# Input data
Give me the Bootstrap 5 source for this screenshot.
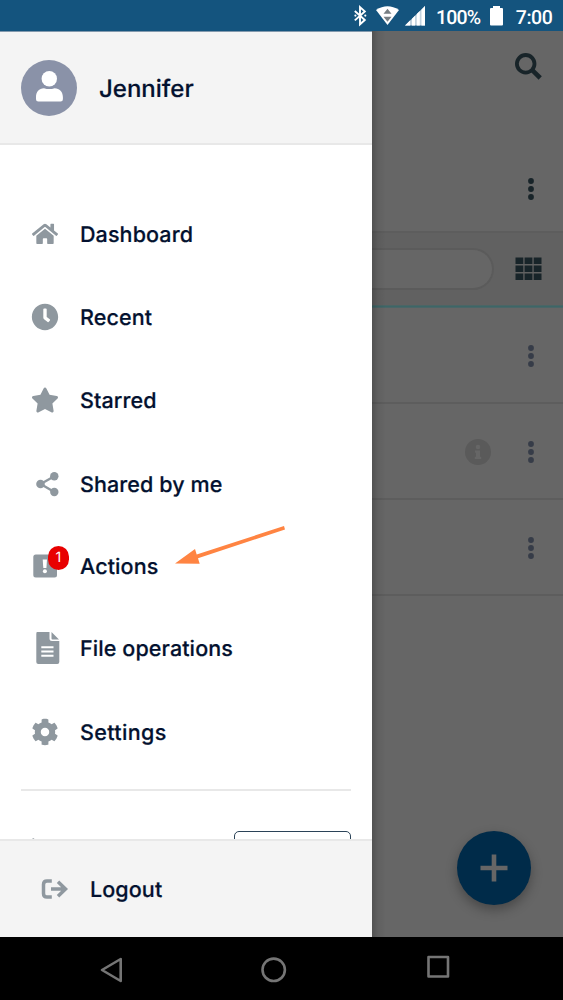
--
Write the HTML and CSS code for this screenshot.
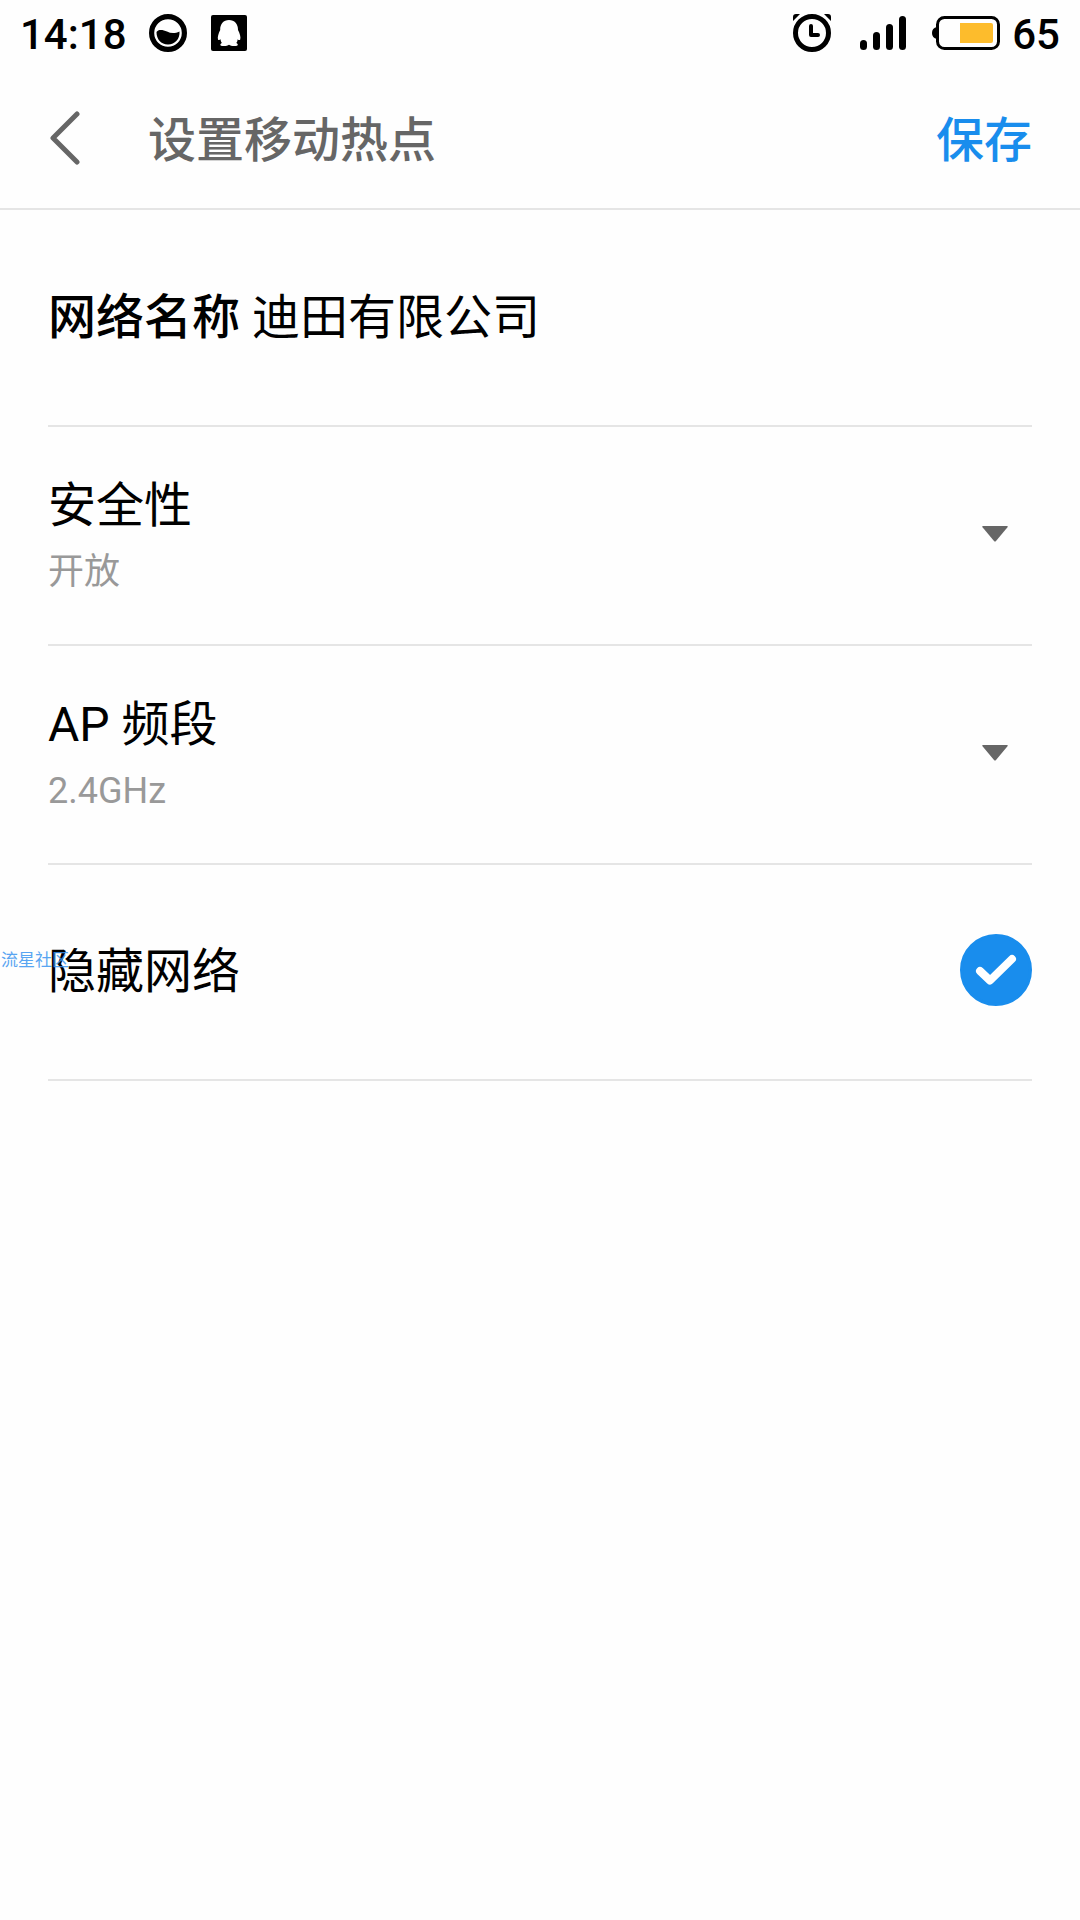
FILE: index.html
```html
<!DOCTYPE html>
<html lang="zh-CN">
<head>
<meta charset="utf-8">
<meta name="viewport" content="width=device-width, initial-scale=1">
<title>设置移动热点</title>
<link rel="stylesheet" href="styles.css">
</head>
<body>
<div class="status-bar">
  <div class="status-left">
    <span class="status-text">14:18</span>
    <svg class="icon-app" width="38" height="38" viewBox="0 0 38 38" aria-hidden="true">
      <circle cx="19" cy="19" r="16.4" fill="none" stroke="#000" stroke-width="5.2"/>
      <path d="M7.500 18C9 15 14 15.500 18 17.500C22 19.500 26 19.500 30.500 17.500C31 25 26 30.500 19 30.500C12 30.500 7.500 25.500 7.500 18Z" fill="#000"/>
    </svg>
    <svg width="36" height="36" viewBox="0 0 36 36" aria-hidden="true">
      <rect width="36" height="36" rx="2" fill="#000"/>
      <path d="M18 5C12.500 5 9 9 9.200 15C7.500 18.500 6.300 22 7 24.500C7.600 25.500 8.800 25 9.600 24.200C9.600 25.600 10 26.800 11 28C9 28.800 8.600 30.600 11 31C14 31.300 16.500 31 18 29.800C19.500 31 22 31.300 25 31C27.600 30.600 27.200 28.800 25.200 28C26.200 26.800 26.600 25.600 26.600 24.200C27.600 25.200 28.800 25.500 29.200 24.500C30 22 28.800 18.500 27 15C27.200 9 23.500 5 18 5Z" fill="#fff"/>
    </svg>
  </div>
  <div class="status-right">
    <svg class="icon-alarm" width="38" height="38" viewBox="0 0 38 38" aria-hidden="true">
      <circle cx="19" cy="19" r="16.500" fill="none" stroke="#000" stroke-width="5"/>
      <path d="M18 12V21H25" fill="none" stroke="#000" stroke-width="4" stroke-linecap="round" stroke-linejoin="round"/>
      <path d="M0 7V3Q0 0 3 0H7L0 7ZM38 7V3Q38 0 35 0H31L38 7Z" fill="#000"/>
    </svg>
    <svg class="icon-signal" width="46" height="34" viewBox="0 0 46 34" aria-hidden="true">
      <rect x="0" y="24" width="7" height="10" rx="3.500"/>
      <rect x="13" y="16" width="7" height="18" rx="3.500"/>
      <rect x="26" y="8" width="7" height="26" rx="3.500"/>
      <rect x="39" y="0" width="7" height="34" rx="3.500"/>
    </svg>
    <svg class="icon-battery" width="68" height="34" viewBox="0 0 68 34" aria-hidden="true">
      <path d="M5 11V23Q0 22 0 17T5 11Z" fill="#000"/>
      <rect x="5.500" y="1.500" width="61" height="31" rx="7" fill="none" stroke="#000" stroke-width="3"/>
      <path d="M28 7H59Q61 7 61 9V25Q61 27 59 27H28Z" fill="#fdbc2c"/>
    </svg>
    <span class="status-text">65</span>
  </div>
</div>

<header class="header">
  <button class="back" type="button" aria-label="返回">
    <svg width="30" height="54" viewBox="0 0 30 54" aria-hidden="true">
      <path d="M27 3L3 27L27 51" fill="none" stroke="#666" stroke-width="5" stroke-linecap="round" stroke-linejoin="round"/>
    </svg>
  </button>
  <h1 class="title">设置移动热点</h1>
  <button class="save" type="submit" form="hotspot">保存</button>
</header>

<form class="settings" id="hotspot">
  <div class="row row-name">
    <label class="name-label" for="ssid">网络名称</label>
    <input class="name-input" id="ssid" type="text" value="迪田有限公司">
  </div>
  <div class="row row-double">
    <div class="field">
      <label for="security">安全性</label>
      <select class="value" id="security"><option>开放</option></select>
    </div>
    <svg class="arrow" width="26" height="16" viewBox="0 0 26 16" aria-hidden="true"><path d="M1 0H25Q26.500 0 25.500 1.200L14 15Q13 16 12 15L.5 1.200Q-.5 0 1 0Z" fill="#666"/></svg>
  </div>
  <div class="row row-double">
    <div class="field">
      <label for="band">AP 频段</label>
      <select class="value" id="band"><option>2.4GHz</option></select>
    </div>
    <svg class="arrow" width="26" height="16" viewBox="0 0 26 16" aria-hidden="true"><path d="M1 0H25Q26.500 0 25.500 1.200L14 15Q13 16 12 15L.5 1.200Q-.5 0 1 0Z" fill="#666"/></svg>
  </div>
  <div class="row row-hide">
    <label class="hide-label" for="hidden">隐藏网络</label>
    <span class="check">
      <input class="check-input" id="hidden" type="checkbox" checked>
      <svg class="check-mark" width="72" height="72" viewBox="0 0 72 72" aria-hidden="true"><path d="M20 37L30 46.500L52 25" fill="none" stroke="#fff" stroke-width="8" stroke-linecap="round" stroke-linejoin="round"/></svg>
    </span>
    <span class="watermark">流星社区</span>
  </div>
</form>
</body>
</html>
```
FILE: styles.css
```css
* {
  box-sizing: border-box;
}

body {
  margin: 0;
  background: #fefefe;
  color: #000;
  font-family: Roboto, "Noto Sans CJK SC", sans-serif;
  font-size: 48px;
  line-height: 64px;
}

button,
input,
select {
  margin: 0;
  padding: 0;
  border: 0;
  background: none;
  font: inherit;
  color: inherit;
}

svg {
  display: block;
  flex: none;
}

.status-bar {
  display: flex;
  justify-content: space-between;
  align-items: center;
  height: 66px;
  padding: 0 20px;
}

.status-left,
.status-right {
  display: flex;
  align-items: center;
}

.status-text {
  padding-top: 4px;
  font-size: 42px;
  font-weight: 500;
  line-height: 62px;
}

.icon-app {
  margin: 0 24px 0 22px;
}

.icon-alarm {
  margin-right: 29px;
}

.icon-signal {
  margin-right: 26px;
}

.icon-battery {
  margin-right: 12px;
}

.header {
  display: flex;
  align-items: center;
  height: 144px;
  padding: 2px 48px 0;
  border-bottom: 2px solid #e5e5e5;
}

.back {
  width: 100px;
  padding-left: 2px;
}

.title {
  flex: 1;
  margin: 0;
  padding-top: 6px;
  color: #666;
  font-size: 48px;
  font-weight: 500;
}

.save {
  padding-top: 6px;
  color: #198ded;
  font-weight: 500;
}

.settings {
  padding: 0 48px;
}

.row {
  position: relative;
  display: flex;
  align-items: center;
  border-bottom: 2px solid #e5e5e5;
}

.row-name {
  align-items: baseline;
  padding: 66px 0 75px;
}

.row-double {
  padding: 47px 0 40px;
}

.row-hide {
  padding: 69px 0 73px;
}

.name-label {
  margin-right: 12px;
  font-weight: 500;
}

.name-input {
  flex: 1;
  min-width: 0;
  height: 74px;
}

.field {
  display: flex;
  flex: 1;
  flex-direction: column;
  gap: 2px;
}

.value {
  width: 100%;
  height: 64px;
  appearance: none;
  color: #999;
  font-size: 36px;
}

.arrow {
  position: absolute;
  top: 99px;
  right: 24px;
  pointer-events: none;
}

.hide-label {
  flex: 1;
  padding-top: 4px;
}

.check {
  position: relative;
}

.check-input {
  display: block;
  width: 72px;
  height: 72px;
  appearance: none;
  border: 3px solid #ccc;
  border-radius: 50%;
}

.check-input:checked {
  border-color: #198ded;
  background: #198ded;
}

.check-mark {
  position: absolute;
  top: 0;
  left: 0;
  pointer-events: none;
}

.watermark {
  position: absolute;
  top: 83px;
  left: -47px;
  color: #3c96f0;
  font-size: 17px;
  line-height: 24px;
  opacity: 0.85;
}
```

# What you are asked to do
Determine the count of lines in the data above with the string "this" in them, and give that count alone.

# The completed task
2